The beauty of The Cadillac Three lies in their simplicity. Positioned in a triangle formation with long hair resting unkept well below their shoulders after being tucked into their hats, the members – Jaren Johnston, Kelby Ray, and Neil Mason – convey a distinct “good time” vibe that cannot be denied. Their musical heroes are the country and rock greats that fill your father’s (or, for the post-2000s reader, your grandparents) record collection, and as such, every song in their arsenal is a stand-alone radio single with at least some small amount of potential for crossover success. Their stage presence backs this up, with their clever use of risers giving the appearance of a stadium ready band regardless of actual crowd size.

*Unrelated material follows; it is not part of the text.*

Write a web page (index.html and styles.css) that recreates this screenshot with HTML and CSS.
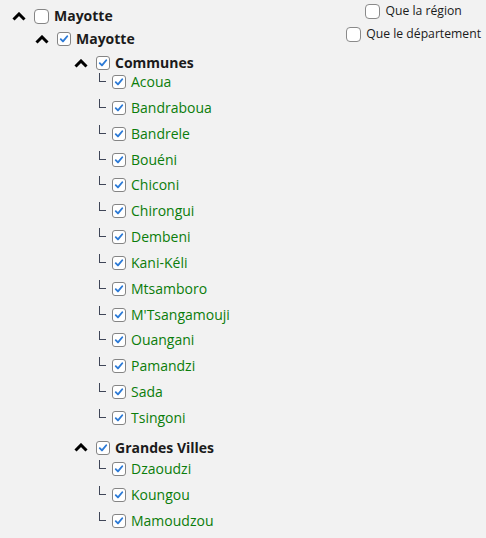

In short, they know how to back up that good time aesthetic every inch of them either knowingly or unknowingly conveys, and they’re more than happy to do so at a moment’s notice.

As the evening carried on, The Cadillac Three ripped through the most notable tracks of their three studio albums. Songs like “Long Hair Don’t Care,” “American Slang,” and “The South” had the crowd singing so loud the band had to turn up their amps to match the excitement in the room, while lesser known cuts were received with attentive ears. There were many empty beer cans filling the trash and sitting on long-abandoned tables in the back, but regardless of their stupor the crowd still showed a great deal of respect for the men on stage. They wanted not just to have a good time, but to experience the very specific type of good time only The Cadillac Three could provide. The band, just happy to be wanted anywhere, gave them everything they demanded and then some.

When the house lights finally rose and the crowd began to disperse the topic of conversation quickly returned to the work day ahead. “It’s already after 10,” one woman said to her husband as she put on her coat. “Yea,” he replied after chugging the last of his Bud Light and tossing the empty can on the floor, “but it was worth it.”